Even ULA's Delta 4-Heavy rocket, one of the most powerful launchers in the world, is unable to give Parker Solar Probe enough speed to get started on its lengthy, circuitous route through the inner solar system. Engineers devised the unique combination of the two-stage Delta 4-Heavy and the Star 48 upper stage motor to meet the requirements for Parker's high-speed departure from Earth.

Engineers crafted a similar arrangement for the launch of NASA's New Horizons spacecraft on an Atlas 5 rocket in 2006, adding an extra solid-fueled upper stage to give the probe enough velocity to make a speedy nine-year trip to Pluto.

Officials pushed back Parker's launch from July 31 to Aug. 4 in order to conduct additional software testing of spacecraft systems.

Tim Dunn, a launch director at NASA's Launch Services Program at the Kennedy Space Center, said last month that Parker Solar Probe engines wanted to complete further modeling and testing of temperature sensors on the spacecraft.
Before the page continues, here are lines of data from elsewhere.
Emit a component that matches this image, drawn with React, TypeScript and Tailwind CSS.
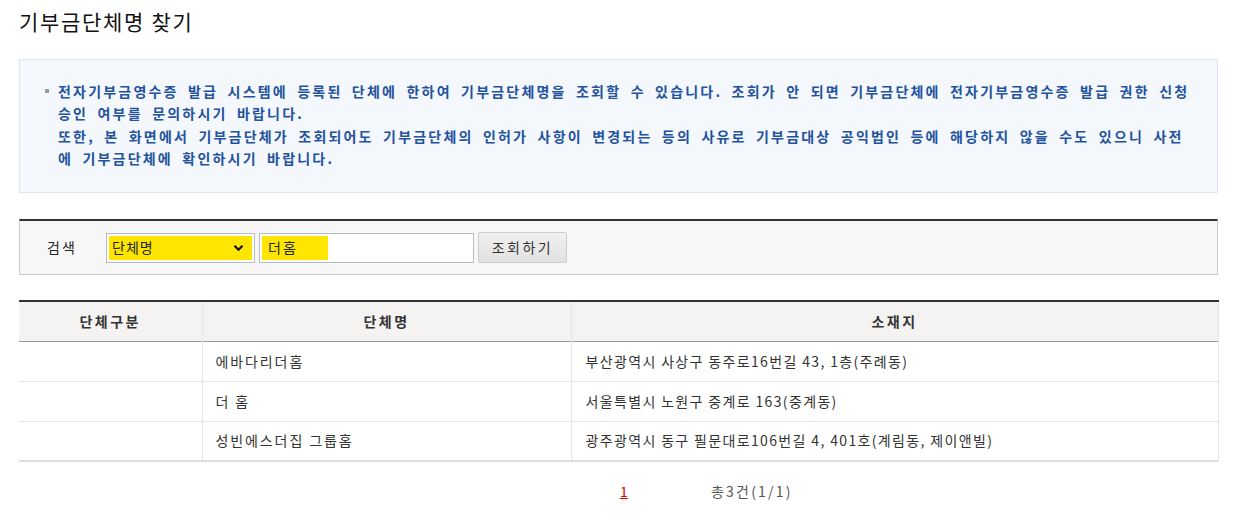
import React from "react";

const rows = [
  { type: "", name: "에바다리더홈", addr: "부산광역시 사상구 동주로16번길 43, 1층(주례동)" },
  { type: "", name: "더 홈", addr: "서울특별시 노원구 중계로 163(중계동)" },
  { type: "", name: "성빈에스더집 그룹홈", addr: "광주광역시 동구 필문대로106번길 4, 401호(계림동, 제이앤빌)" },
];

export default function App() {
  return (
    <div className="w-[1237px] h-[531px] bg-white px-[19px] font-['Noto_Sans_CJK_KR',sans-serif] text-[#333] overflow-hidden">
      <h1 className="pt-[7px] h-[59px] text-[21px] leading-[28px] tracking-[1.7px] text-[#111] font-normal">
        기부금단체명 찾기
      </h1>

      <div className="h-[134px] border border-[#dfe5ec] bg-[#f4f7fc] pt-[20px] pl-[25px]">
        <div className="flex">
          <span className="mt-[9px] mr-[9px] w-[4px] h-[4px] bg-[#999] shrink-0" />
          <p className="text-[14px] leading-[22.3px] font-bold text-[#23539c] tracking-[2.2px] [word-spacing:4px] whitespace-nowrap">
            전자기부금영수증 발급 시스템에 등록된 단체에 한하여 기부금단체명을 조회할 수 있습니다. 조회가 안 되면 기부금단체에 전자기부금영수증 발급 권한 신청
            <br />
            승인 여부를 문의하시기 바랍니다.
            <br />
            또한, 본 화면에서 기부금단체가 조회되어도 기부금단체의 인허가 사항이 변경되는 등의 사유로 기부금대상 공익법인 등에 해당하지 않을 수도 있으니 사전
            <br />
            에 기부금단체에 확인하시기 바랍니다.
          </p>
        </div>
      </div>

      <div className="mt-[26px] h-[56px] border-t-2 border-t-[#333] border-x border-b border-[#ccc] bg-[#f7f7f7] flex items-center">
        <span className="ml-[27px] w-[59px] text-[14px] tracking-[2px] text-[#222]">검색</span>
        <div className="w-[149px] h-[30px] border border-[#bbb] bg-white p-[2px]">
          <div className="h-full bg-[#ffe600] flex items-center justify-between pl-[3px] pr-[8px]">
            <span className="text-[14px] tracking-[1px] text-[#222]">단체명</span>
            <svg width="11" height="8" viewBox="0 0 11 8">
              <path d="M1.5 1.8 L5.5 5.8 L9.5 1.8" fill="none" stroke="#111" strokeWidth="2.2" />
            </svg>
          </div>
        </div>
        <div className="ml-[4px] w-[215px] h-[30px] border border-[#bbb] bg-white p-[2px]">
          <div className="h-full w-[66px] bg-[#ffe600] flex items-center pl-[6px]">
            <span className="text-[14px] tracking-[2px] text-[#222]">더홈</span>
          </div>
        </div>
        <button className="ml-[4px] w-[89px] h-[31px] border border-[#ccc] rounded-[2px] bg-gradient-to-b from-[#f0f0f0] to-[#e2e2e2] text-[14px] tracking-[2.5px] text-[#333]">
          조회하기
        </button>
      </div>

      <table className="mt-[25px] w-[1199px] table-fixed border-collapse border-t-2 border-t-[#333]">
        <colgroup>
          <col className="w-[183px]" />
          <col className="w-[369px]" />
          <col className="w-[647px]" />
        </colgroup>
        <thead>
          <tr className="h-[40px] bg-[#f4f3f2] border-b border-b-[#999]">
            <th className="font-bold text-[14px] tracking-[2.5px] text-[#333] border-r border-r-[#e5e5e5]">단체구분</th>
            <th className="font-bold text-[14px] tracking-[2.5px] text-[#333] border-r border-r-[#e5e5e5]">단체명</th>
            <th className="font-bold text-[14px] tracking-[2.5px] text-[#333] border-r border-r-[#e5e5e5]">소재지</th>
          </tr>
        </thead>
        <tbody>
          {rows.map((r, i) => (
            <tr
              key={i}
              className={
                i === rows.length - 1
                  ? "h-[40px] border-b-2 border-b-[#ddd]"
                  : "h-[40px] border-b border-b-[#e5e5e5]"
              }
            >
              <td className="border-r border-r-[#e5e5e5] text-[14px]">{r.type}</td>
              <td className="border-r border-r-[#e5e5e5] pl-[13px] text-[14px] tracking-[1.9px] text-[#333]">{r.name}</td>
              <td className="border-r border-r-[#e5e5e5] pl-[14px] text-[14px] tracking-[1.35px] text-[#333]">{r.addr}</td>
            </tr>
          ))}
        </tbody>
      </table>

      <div className="mt-[19px] flex items-center text-[14px]">
        <span className="ml-[601px] w-[6px] text-[#e00000] underline">1</span>
        <span className="ml-[85px] tracking-[2.2px] text-[#555]">총3건(1/1)</span>
      </div>
    </div>
  );
}
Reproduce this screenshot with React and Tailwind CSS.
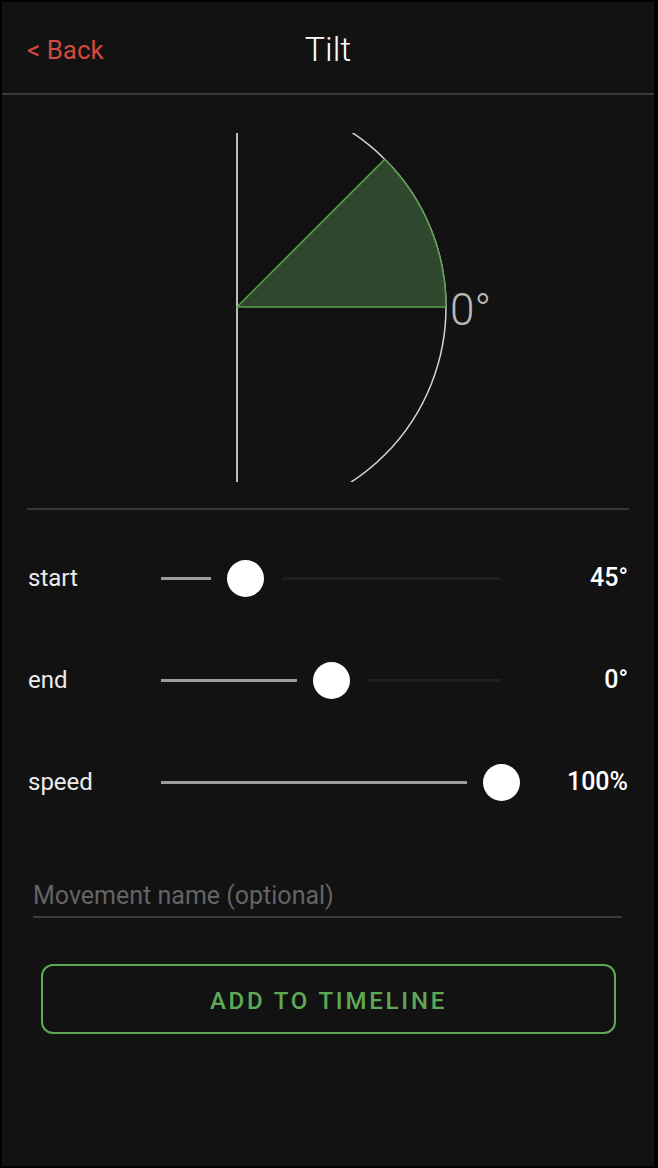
import React from "react";

const rows = [
  { label: "start", value: "45°", pos: 0.2485 },
  { label: "end", value: "0°", pos: 0.5 },
  { label: "speed", value: "100%", pos: 1 },
];

function Slider({ pos }) {
  const width = 340;
  const cx = pos * width;
  return (
    <div className="relative w-[340px] h-[37px] shrink-0">
      {cx - 34 > 0 && (
        <div
          className="absolute top-[17px] left-0 h-[3px] bg-[#9c9c9c]"
          style={{ width: cx - 34 }}
        />
      )}
      {cx + 37 < width && (
        <div
          className="absolute top-[17px] h-[3px] bg-[#1f1f1f]"
          style={{ left: cx + 37, width: width - cx - 37 }}
        />
      )}
      <div
        className="absolute top-0 w-[37px] h-[37px] rounded-full bg-white"
        style={{ left: cx - 18.5 }}
      />
    </div>
  );
}

function TiltDial() {
  // center of the dial sits on the vertical axis
  const cx = 235;
  const cy = 212;
  const r = 209;
  const a = Math.PI / 4;
  const px = cx + r * Math.cos(a);
  const py = cy - r * Math.sin(a);
  return (
    <svg width="652" height="413" className="block">
      <defs>
        <clipPath id="dial">
          <rect x={cx} y="38" width="300" height="349" />
        </clipPath>
      </defs>
      <line x1={cx} y1="38" x2={cx} y2="387" stroke="#bdbdbd" strokeWidth="2" />
      <circle cx={cx} cy={cy} r={r} fill="none" stroke="#d4d4d4" strokeWidth="1.5" clipPath="url(#dial)" />
      <path
        d={`M ${cx} ${cy} L ${cx + r} ${cy} A ${r} ${r} 0 0 0 ${px} ${py} Z`}
        fill="#2e472d"
        stroke="#5e9f55"
        strokeWidth="1.5"
        strokeLinejoin="round"
      />
      <text
        x="448"
        y="230"
        fill="#b9b9b9"
        fontSize="44"
        fontWeight="300"
        fontFamily="Roboto, 'Liberation Sans', sans-serif"
      >
        0°
      </text>
    </svg>
  );
}

export default function App() {
  return (
    <div className="min-h-[1168px] bg-[#121212] border-t-2 border-l-2 border-r-4 border-b-2 border-black font-['Roboto','Liberation_Sans',sans-serif] flex flex-col">
      <div className="h-[93px] border-b-2 border-[#393939] grid grid-cols-[1fr_auto_1fr] items-center">
        <div className="pl-[25px] pt-[5px] text-[26px] text-[#d4483d]">&lt; Back</div>
        <div className="text-[34px] font-light text-white pt-[4px]">Tilt</div>
        <div />
      </div>

      <TiltDial />

      <div className="mx-[25px] border-t-2 border-[#363636]" />

      <div className="pt-[17px]">
        {rows.map((row) => (
          <div key={row.label} className="h-[102px] flex items-center pl-[26px] pr-[26px]">
            <div className="w-[133px] shrink-0 text-[24px] text-[#ececec]">{row.label}</div>
            <Slider pos={row.pos} />
            <div className="flex-1 text-right text-[25px] font-medium text-white">{row.value}</div>
          </div>
        ))}
      </div>

      <div className="mt-[39px] ml-[31px] w-[589px]">
        <input
          placeholder="Movement name (optional)"
          className="w-full h-[46px] pt-[3px] bg-transparent border-b-2 border-[#3b3b3b] text-[25px] text-white placeholder:text-[#646464] outline-none"
        />
      </div>

      <button className="mt-[46px] ml-[39px] w-[575px] h-[70px] pt-[3px] rounded-[12px] border-2 border-[#5ea955] text-[#5ea955] text-[24px] font-medium tracking-[2.8px]">
        ADD TO TIMELINE
      </button>
    </div>
  );
}
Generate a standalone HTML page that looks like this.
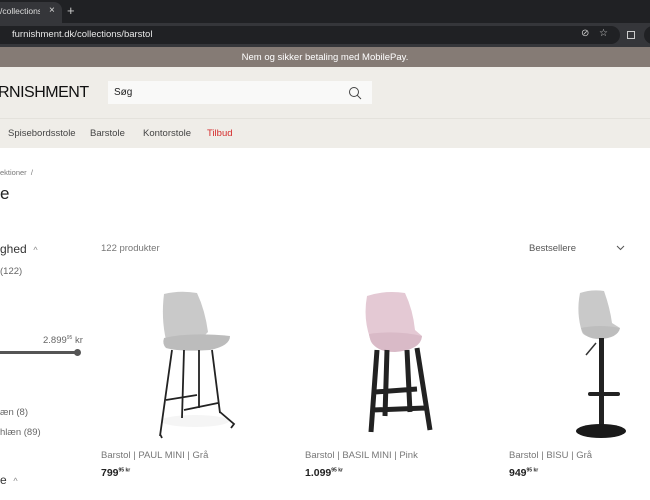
<!DOCTYPE html>
<html><head><meta charset="utf-8"><style>
*{margin:0;padding:0;box-sizing:border-box}
body{width:650px;height:500px;overflow:hidden;background:#fff;font-family:"Liberation Sans",sans-serif;position:relative;color:#333}
.a{position:absolute;white-space:nowrap}
</style></head><body>
<div class="a" style="left:0;top:0;width:650px;height:23px;background:#202124"></div>
<div class="a" style="left:0;top:2px;width:62px;height:21px;background:#35363a;border-radius:0 8px 0 0"></div>
<div class="a" style="left:0;top:6px;font-size:8.5px;color:#ddd;width:40px;overflow:hidden">/collections/b</div>
<div class="a" style="left:49px;top:5px;font-size:10px;color:#ddd">×</div>
<div class="a" style="left:67px;top:3px;font-size:13px;color:#ccc">+</div>
<div class="a" style="left:0;top:23px;width:650px;height:24px;background:#35363a"></div>
<div class="a" style="left:-10px;top:26px;width:630px;height:18px;background:#202124;border-radius:9px"></div>
<div class="a" style="left:12px;top:29px;font-size:9.5px;color:#e8e8e8">furnishment.dk/collections/barstol</div>
<div class="a" style="left:581px;top:28px;font-size:10px;color:#ccc">⊘</div>
<div class="a" style="left:599px;top:28px;font-size:10px;color:#ccc">☆</div>
<div class="a" style="left:627px;top:31px;width:8px;height:8px;border:1.5px solid #ccc"></div>
<div class="a" style="left:644px;top:26px;width:20px;height:18px;border-radius:9px;background:#202124"></div>
<div class="a" style="left:0;top:47px;width:650px;height:20px;background:#857b75"></div>
<div class="a" style="left:0;top:52px;width:650px;text-align:center;font-size:9.5px;color:#fff">Nem og sikker betaling med MobilePay.</div>
<div class="a" style="left:0;top:67px;width:650px;height:81px;background:#efede8"></div>
<div class="a" style="left:0;top:118px;width:650px;height:1px;background:#e4e2dc"></div>
<div class="a" style="left:-2px;top:84px;font-size:16px;color:#111;letter-spacing:-0.5px">RNISHMENT</div>
<div class="a" style="left:108px;top:81px;width:264px;height:23px;background:#f9f9f8"></div>
<div class="a" style="left:114px;top:87px;font-size:10px;color:#222">Søg</div>
<svg class="a" style="left:348px;top:86px" width="14" height="14" viewBox="0 0 14 14"><circle cx="6" cy="6" r="4.5" fill="none" stroke="#444" stroke-width="1"/><line x1="9.3" y1="9.3" x2="13" y2="13" stroke="#444" stroke-width="1"/></svg>
<div class="a" style="left:8px;top:128px;font-size:9.5px;color:#444">Spisebordsstole</div>
<div class="a" style="left:90px;top:128px;font-size:9.5px;color:#444">Barstole</div>
<div class="a" style="left:143px;top:128px;font-size:9.5px;color:#444">Kontorstole</div>
<div class="a" style="left:207px;top:128px;font-size:9.5px;color:#d52b2b">Tilbud</div>
<div class="a" style="left:0;top:168px;font-size:7.5px;color:#777">ektioner &nbsp;/</div>
<div class="a" style="left:0;top:184px;font-size:17px;color:#222">e</div>
<div class="a" style="left:0;top:242px;font-size:12px;color:#333">ghed &nbsp;<span style="font-size:9px;color:#888">^</span></div>
<div class="a" style="left:0;top:266px;font-size:9.5px;color:#666">(122)</div>
<div class="a" style="left:43px;top:335px;font-size:9.5px;color:#666">2.899<sup style="font-size:5px">95</sup> kr</div>
<div class="a" style="left:0;top:351px;width:77px;height:3px;background:#555"></div>
<div class="a" style="left:74px;top:349px;width:7px;height:7px;border-radius:50%;background:#555"></div>
<div class="a" style="left:0;top:407px;font-size:9.5px;color:#666">æn (8)</div>
<div class="a" style="left:0;top:427px;font-size:9.5px;color:#666">hlæn (89)</div>
<div class="a" style="left:0;top:473px;font-size:12px;color:#333">e &nbsp;<span style="font-size:9px;color:#888">^</span></div>
<div class="a" style="left:101px;top:243px;font-size:9.5px;color:#777">122 produkter</div>
<div class="a" style="left:529px;top:243px;font-size:9.5px;color:#555">Bestsellere</div>
<svg class="a" style="left:616px;top:245px" width="9" height="6"><polyline points="1,1 4.5,4.5 8,1" fill="none" stroke="#555"/></svg>
<!-- chair 1 -->
<svg class="a" style="left:150px;top:288px" width="90" height="152" viewBox="0 0 90 152">
<ellipse cx="45" cy="133" rx="34" ry="6" fill="#f5f5f5"/>
<path d="M14 6 Q30 2 47 5 Q55 22 58 44 L50 52 Q30 54 16 52 Q11 30 14 6Z" fill="#c9c9c9"/>
<path d="M14 50 Q40 44 80 48 Q80 58 60 62 Q30 64 16 60 Q12 56 14 50Z" fill="#bcbcbc"/>
<g stroke="#222" stroke-width="1.8" fill="none"><path d="M22 62 L10 148 M34 62 L32 130 M62 62 L70 125 M49 62 L49 120 M16 112 L47 107 M34 122 L68 115 M10 146 L12 150 M70 124 L84 136 L81 140"/></g>
</svg>
<!-- chair 2 -->
<svg class="a" style="left:355px;top:288px" width="90" height="152" viewBox="0 0 90 152">
<path d="M12 8 Q30 2 50 5 Q58 22 60 42 L67 48 Q66 60 40 62 Q16 62 15 50 Q8 30 12 8Z" fill="#e4c9d4"/>
<path d="M14 46 Q40 42 67 48 Q66 62 40 64 Q16 64 14 46Z" fill="#d9bac7"/>
<g stroke="#222" stroke-width="5" fill="none"><path d="M22 62 L16 144 M32 62 L30 128 M52 62 L55 124 M62 60 L75 142 M20 104 L62 101 M18 122 L70 120"/></g>
</svg>
<!-- chair 3 -->
<svg class="a" style="left:570px;top:288px" width="80" height="152" viewBox="0 0 80 152">
<path d="M10 5 Q22 1 34 3 Q40 20 42 35 L50 40 Q48 48 32 50 Q14 50 12 44 Q6 25 10 5Z" fill="#c9c9c9"/>
<path d="M11 40 Q30 36 50 40 Q48 50 30 51 Q14 51 11 40Z" fill="#bdbdbd"/>
<path d="M16 67 L26 55" stroke="#333" stroke-width="1.5"/>
<rect x="29" y="50" width="5" height="95" fill="#222"/>
<rect x="18" y="104" width="32" height="4" rx="2" fill="#222"/>
<ellipse cx="31" cy="143" rx="25" ry="7" fill="#1a1a1a"/>
</svg>
<div class="a" style="left:101px;top:450px;font-size:9.5px;color:#777">Barstol | PAUL MINI | Grå</div>
<div class="a" style="left:101px;top:467px;font-size:10.5px;color:#222;font-weight:bold">799<sup style="font-size:5px">95 kr</sup></div>
<div class="a" style="left:305px;top:450px;font-size:9.5px;color:#777">Barstol | BASIL MINI | Pink</div>
<div class="a" style="left:305px;top:467px;font-size:10.5px;color:#222;font-weight:bold">1.099<sup style="font-size:5px">95 kr</sup></div>
<div class="a" style="left:509px;top:450px;font-size:9.5px;color:#777">Barstol | BISU | Grå</div>
<div class="a" style="left:509px;top:467px;font-size:10.5px;color:#222;font-weight:bold">949<sup style="font-size:5px">95 kr</sup></div>
</body></html>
The probe's platinum resistance thermometers provide data feedback to the craft's solar arrays and cooling system during its passage through the scorching solar corona.

"Right before they shipped (to Florida), they were having some temp sensor hardware issues on the spacecraft," Dunn said. "So what they wanted to do is they wanted to further evaluate wh ere they were with that system and do some more modeling, additional testing and then they needed to take that through the layers of the independent review."

ULA's launch team put the Delta 4-Heavy rocket through a pair of fueling tests, or wet dress rehearsals, earlier this month on its launch pad at Cape Canaveral.

Parker Solar Probe's interplanetary launch window closes Aug. 19, but ULA and NASA engineers have plotted launch trajectories for four additional days through Aug. 23, Dunn said.

"However, there is still discussion from the spacecraft (team) as to whether they want to choose to accept that," Dunn said. "The deeper we get into our window and we haven't launched, they may change their decision-making process."

If Parker misses its launch period in August, the next opportunity to send the mission toward the sun will open in May 2019.